### Written request:
List each line of the data in which the string "index" appears.

╔══

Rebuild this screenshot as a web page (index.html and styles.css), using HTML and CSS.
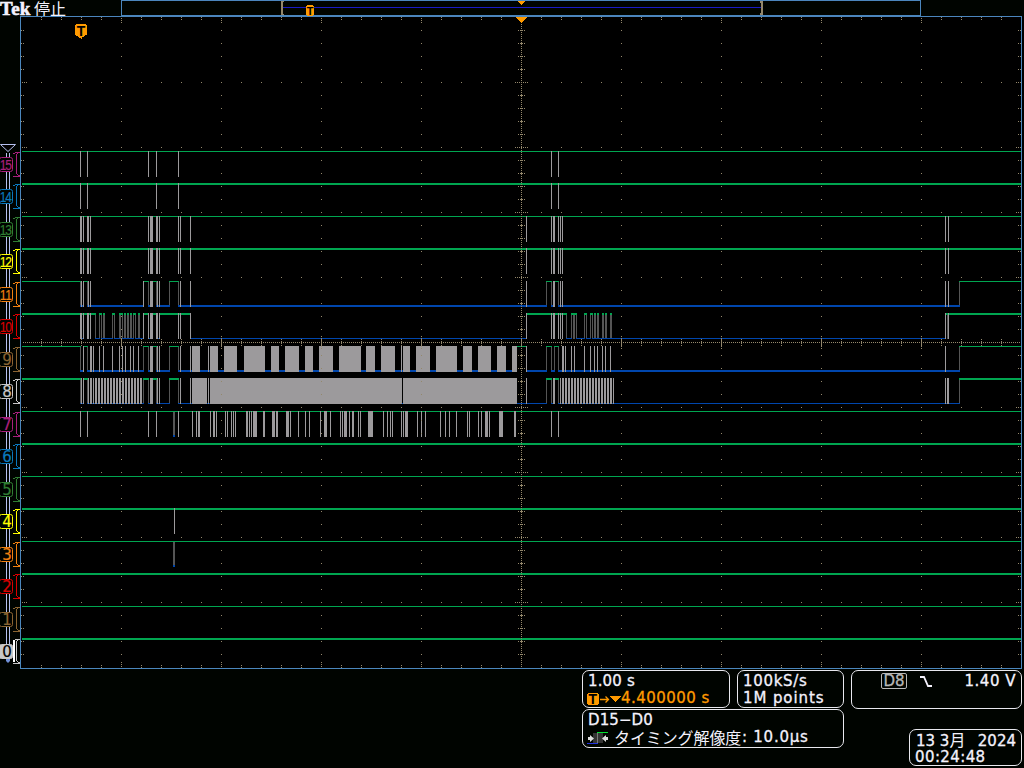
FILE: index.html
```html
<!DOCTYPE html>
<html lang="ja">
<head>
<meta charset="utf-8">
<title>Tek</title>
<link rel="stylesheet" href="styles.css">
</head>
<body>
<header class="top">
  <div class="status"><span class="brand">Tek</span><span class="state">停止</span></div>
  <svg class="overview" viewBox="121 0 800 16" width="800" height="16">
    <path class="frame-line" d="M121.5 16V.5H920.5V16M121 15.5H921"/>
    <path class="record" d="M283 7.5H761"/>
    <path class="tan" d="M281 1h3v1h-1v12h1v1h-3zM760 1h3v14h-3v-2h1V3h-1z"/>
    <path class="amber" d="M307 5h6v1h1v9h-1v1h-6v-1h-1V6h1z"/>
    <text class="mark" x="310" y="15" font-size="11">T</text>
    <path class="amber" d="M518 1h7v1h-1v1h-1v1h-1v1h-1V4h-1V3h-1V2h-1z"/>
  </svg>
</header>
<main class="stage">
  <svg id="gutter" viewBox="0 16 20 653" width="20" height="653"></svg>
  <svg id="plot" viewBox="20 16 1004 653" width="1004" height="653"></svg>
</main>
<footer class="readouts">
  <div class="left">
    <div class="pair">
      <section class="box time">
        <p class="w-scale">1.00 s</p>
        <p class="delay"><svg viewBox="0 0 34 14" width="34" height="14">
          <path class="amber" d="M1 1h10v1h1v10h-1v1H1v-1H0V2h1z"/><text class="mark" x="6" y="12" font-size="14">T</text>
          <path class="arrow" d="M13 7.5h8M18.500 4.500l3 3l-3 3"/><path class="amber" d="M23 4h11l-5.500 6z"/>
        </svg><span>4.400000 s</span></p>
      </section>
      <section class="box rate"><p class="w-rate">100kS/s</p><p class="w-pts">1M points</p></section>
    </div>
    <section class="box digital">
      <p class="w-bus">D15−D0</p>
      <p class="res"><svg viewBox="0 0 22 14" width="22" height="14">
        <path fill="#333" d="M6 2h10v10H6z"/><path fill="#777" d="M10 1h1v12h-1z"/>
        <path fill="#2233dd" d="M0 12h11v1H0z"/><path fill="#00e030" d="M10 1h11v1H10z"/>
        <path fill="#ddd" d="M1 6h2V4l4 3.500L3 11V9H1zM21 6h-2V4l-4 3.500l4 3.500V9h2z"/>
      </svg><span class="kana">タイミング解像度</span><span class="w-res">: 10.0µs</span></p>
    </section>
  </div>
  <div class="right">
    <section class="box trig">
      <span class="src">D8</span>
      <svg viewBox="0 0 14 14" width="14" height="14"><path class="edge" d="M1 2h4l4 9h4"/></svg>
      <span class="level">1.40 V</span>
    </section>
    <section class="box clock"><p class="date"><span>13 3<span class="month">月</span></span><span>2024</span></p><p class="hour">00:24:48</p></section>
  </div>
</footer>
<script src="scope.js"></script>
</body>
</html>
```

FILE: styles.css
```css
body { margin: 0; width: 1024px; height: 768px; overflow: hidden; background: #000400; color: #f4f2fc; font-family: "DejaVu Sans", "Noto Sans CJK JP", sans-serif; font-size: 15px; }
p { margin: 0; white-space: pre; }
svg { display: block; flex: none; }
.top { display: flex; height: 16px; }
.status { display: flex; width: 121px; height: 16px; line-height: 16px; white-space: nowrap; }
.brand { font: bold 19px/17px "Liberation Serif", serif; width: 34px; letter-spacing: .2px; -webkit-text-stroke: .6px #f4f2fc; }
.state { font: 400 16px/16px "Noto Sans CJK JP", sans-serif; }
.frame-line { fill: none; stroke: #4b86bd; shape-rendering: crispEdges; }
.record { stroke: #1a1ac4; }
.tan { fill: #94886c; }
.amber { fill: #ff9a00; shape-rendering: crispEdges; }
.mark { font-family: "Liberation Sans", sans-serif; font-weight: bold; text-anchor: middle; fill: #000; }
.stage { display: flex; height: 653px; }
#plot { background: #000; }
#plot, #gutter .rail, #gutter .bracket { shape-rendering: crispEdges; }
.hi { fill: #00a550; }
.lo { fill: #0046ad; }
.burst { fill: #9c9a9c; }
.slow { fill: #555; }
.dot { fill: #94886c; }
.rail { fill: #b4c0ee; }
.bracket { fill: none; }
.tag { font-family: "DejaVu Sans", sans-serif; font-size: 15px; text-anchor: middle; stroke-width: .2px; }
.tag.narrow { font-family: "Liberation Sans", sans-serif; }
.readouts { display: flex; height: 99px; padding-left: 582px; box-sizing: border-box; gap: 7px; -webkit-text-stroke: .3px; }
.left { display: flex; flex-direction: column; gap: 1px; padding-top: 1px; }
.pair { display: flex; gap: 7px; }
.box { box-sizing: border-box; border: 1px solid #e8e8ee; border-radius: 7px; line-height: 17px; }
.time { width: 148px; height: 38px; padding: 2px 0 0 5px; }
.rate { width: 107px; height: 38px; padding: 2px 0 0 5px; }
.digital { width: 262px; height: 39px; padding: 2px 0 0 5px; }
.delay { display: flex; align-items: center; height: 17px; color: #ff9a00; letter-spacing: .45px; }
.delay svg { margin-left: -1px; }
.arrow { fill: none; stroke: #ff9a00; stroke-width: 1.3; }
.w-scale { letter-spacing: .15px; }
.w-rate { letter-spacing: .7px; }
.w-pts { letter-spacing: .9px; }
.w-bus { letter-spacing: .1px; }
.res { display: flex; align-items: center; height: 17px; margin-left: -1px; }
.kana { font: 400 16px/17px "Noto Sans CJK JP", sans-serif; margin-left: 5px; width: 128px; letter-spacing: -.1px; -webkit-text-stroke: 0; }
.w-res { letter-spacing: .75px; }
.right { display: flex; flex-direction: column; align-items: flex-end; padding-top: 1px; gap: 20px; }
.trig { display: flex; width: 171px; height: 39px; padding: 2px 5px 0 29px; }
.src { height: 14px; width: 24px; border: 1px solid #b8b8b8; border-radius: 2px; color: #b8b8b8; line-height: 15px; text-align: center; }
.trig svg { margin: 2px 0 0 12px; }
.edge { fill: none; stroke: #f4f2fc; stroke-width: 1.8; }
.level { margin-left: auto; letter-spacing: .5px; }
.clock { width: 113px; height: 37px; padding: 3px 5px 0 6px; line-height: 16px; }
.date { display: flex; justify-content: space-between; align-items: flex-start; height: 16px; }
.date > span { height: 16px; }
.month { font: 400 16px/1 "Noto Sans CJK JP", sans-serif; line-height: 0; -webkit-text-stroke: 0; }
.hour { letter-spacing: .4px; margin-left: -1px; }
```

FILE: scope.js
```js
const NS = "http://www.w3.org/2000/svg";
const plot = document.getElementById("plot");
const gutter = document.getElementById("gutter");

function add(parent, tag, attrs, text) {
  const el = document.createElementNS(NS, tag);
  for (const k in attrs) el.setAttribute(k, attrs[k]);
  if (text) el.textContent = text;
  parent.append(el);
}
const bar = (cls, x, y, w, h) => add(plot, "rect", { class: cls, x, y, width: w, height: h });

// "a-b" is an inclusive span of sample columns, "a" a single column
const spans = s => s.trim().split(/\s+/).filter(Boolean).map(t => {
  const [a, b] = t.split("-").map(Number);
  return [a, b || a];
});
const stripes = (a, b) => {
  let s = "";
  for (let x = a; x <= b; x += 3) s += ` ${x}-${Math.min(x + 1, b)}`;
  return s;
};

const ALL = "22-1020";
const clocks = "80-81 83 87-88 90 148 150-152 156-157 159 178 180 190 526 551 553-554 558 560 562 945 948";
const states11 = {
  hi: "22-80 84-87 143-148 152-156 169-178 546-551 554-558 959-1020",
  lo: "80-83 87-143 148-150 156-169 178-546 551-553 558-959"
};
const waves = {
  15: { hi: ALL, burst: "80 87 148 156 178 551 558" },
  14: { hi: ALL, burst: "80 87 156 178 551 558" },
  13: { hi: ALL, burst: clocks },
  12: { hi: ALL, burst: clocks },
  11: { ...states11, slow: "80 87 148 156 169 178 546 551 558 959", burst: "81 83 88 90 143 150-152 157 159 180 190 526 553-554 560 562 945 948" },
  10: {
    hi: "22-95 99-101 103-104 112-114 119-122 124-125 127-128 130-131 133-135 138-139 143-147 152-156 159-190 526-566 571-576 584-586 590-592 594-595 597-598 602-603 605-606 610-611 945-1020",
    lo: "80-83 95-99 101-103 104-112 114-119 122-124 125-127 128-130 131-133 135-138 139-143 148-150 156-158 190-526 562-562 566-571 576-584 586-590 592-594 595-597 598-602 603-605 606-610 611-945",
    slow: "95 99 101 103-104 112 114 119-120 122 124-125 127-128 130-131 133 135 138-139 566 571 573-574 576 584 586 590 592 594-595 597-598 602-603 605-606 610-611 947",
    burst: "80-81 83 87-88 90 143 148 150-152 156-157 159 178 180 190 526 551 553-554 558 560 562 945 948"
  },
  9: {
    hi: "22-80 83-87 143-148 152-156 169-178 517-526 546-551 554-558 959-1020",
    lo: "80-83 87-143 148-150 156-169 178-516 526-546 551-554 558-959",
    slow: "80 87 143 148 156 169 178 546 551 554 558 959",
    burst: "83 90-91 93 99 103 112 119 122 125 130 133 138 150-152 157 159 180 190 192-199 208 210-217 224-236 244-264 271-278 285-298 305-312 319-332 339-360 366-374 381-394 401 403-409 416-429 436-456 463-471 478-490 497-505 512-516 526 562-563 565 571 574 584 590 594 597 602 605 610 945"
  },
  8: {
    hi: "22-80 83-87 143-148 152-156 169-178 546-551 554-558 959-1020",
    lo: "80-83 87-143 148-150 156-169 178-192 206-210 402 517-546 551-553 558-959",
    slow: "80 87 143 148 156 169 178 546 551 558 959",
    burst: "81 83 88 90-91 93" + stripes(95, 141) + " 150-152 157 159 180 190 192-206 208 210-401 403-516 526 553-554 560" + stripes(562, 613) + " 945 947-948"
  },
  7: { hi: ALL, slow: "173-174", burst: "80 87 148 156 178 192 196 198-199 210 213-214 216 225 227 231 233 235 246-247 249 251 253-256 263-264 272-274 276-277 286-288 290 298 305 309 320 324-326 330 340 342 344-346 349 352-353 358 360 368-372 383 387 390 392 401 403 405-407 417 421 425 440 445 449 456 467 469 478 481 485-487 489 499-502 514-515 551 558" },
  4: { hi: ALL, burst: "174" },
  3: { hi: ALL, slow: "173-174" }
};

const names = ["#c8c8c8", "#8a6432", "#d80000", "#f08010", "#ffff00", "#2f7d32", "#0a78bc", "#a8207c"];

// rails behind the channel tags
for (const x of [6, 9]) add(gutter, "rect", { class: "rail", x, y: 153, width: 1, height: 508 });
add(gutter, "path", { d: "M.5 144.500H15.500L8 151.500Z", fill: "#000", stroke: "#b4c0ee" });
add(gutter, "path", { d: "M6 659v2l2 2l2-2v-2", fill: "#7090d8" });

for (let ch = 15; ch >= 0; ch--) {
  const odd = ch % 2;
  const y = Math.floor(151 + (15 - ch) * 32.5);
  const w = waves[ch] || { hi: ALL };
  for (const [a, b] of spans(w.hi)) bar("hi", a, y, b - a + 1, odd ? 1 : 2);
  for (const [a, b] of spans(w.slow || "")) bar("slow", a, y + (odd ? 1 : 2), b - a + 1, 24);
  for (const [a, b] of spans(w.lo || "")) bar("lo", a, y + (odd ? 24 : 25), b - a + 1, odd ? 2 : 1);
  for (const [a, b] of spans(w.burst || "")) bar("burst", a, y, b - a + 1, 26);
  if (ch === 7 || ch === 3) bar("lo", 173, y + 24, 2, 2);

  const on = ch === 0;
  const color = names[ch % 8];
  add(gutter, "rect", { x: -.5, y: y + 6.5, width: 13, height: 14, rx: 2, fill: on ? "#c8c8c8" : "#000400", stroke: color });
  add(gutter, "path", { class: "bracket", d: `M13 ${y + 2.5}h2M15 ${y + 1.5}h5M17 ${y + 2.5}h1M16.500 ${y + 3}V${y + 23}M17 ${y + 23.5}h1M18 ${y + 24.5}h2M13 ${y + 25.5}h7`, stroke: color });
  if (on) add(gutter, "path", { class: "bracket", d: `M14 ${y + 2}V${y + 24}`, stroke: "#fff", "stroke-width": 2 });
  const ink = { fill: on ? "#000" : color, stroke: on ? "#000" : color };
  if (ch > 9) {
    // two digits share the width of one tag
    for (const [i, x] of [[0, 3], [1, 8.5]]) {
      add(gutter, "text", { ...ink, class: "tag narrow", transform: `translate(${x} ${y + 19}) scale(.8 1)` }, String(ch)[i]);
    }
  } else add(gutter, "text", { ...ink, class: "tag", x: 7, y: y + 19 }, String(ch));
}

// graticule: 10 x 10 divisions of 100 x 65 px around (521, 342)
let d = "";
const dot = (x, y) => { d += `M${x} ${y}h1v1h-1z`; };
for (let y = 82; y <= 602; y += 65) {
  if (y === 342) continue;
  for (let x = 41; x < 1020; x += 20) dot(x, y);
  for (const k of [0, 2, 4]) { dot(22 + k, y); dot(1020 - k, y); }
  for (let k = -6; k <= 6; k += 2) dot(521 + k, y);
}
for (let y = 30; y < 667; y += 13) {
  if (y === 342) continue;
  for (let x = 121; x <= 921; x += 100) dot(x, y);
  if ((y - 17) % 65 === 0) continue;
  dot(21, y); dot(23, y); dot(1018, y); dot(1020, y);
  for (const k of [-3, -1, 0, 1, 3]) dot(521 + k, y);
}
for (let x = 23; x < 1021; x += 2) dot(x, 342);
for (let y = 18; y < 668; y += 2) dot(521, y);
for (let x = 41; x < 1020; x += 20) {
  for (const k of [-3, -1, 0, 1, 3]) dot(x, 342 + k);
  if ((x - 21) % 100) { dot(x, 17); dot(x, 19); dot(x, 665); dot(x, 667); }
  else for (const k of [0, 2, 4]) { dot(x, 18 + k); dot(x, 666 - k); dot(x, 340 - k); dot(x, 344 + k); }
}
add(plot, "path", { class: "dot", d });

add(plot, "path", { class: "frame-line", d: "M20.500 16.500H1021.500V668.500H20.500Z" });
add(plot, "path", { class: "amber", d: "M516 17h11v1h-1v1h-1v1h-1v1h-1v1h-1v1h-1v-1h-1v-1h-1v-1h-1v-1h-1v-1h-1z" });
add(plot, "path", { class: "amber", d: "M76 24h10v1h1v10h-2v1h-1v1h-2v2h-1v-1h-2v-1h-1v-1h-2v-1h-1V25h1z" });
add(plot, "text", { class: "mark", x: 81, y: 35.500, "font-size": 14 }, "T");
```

╚══

### Result of this task:
Rebuild this screenshot as a web page (index.html and styles.css), using HTML and CSS.
FILE: index.html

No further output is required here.